While the Reiters were busy fleeing the remaining Swedish infantry came under heavy fire once again from Dragoons, Polish-Hungarian infantry and Volunteers riding up to them and firing their pistols point blank. The Swedish infantry reduced to below half strength finally broke and fled – and the Reiters too failed to stay in the battle and fled as well.

The Polish-Lithuanian army had won. It was a close victory since a large chunk of the Volunteers and Polish crown cavalry had been running towards the Polish table edge and would run off table the very next turn. This would result in a impossible Polish morale check that would see the withdrawal of both cavalry regiments, leaving the Dragoons and Polish divisional support to fend for themselves! The Crown cavalry also passed their regimental morale check 3 turns in a row. It was really a battle to the very end for both armies.

The Swedish casualties numbered

2 regimental guns
3 stands of Reiters
11 stands of musketeers
3 stands of Pikemen

The Polish casualties numbered

1 stand of Polish Hungarian infantry
2 stands of Polish dragoons
2 stands of Pancerni cavalry
6 stands of cossack style cavalry
4 stands of Volunteer cavalry

The lessons learned from the last divisional battle was to delay the arrival of the flanking Dragoons until at least turn 5. The Dragoons arrived at turn 7 at which point the battle was well underway and their flanking arrival was just the extra firepower needed to start rolling up the enemy Pike&Shot formations.

Having artillery around to destroy the Swedish regimental guns was also crucial to reduce the otherwise impossible odds of attacking the Pike&shot regiments with cavalry. This battle I also managed to use the Pancerni cavalry in the role of fire support, and dared close in within Pistol range with the Volunteers. The Volunteers provided me with a devastating casualty count on the Swedish infantry, mostly due to luck with my shooting rolls and the enemy being unlucky in their own shooting – however is is apparent that the Volunteers can be used as a last ditch “crazy attack”  on Pike&Shot units where they are able to cause more casualties with their shooting than they would have done in close combat.

The Polish-Hungarian infantry also provided some welcome infantry support. And  I already look forward to fielding a German mercenary infantry regiment to face the growing mass of Swedish Pike&Shot regiments that my opponents have ordered.

It’s also important, but in the heat of the battle difficult, to keep troops from overlapping each other in the case of a rout. Too often one unit that starts fleeing causes the spread of panic and drags other units with them and either leave them disorganized or fleeing.

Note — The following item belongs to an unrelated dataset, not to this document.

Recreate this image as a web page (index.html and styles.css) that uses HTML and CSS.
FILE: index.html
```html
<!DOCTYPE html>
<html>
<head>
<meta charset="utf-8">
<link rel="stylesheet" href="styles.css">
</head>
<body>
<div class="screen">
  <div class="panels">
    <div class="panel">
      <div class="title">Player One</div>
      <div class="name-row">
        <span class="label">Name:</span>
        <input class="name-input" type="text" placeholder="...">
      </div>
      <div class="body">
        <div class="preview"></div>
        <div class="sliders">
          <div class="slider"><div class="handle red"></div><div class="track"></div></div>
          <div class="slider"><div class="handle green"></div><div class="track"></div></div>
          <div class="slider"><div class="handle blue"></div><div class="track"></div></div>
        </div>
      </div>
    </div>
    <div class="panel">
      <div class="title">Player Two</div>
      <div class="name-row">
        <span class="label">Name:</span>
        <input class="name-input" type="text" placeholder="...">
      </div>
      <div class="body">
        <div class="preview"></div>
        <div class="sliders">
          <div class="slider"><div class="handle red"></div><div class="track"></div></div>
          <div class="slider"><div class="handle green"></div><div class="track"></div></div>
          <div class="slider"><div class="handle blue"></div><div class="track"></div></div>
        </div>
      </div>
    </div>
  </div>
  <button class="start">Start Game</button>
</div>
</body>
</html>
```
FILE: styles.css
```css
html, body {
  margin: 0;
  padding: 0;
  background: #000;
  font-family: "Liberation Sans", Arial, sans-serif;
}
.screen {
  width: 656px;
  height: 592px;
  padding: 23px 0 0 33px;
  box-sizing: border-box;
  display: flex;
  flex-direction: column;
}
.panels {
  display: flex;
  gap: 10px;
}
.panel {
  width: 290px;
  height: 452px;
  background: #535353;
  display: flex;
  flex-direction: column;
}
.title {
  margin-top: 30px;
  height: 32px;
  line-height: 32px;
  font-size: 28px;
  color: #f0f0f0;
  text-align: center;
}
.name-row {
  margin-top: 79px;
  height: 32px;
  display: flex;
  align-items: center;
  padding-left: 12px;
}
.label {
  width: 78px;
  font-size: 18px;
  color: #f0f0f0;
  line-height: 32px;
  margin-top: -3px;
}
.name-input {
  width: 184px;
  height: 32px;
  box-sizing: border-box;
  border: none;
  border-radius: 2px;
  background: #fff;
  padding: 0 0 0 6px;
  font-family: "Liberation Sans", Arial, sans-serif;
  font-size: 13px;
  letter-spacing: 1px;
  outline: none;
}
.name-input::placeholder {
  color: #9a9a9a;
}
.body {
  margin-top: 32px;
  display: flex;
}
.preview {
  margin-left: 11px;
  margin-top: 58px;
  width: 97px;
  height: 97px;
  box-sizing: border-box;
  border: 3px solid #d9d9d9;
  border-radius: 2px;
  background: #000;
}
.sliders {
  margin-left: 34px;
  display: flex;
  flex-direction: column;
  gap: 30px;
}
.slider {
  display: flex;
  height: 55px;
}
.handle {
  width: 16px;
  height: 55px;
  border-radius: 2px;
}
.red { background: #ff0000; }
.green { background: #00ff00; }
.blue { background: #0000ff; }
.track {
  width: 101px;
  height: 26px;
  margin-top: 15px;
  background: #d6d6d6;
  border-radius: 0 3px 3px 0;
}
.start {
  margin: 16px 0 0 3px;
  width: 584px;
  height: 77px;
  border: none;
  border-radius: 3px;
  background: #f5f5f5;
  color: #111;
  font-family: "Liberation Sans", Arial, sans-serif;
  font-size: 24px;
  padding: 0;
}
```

We are still learning the rules, this was but our second large scale battle and there were a few new rules learned during and after the game which we will have in mind next time we play. This game is awesome. I figure that once all of the guys here at the club have a full sized army of their own we will try to make some kind of campaign/scenario driven battles set during the "Deluge"/Swedish invasion of Poland by Charles X of Sweden.


  1. Another great AAR Anatoli! Well written and the rules seem to give games that are both tense and fast paced. I'm waiting eagerly for the English translation and hope the rules will become popular here in Sweden

  2. AAR as always very interesting. Bit surprised though, how good Polish artillery was :)

  3. Brought the 3 light artillery guns to have a gun duel with the Swedish artillery - then noticed I had Falcon 3pdr's that had longer range and I was able to outshoot David. It took me a couple of turns to first push the guns 5cm at a time up to position and then shoot and destroy the Swedish guns. After that I had so many units that I ended up blocking LoS to my own artillery for most of the remainder of the battle.

    It will be interesting to see how things turn out once the Swedish players start fielding 12 and 24pdr divisional support guns (which they have just received and started painting).

  4. According to rules they will be only able to field 12 pdr, not 24 ;)

  5. Ah yes, 6pdr and 12pdr is what I meant. Though those guns will outshoot my Falcon's.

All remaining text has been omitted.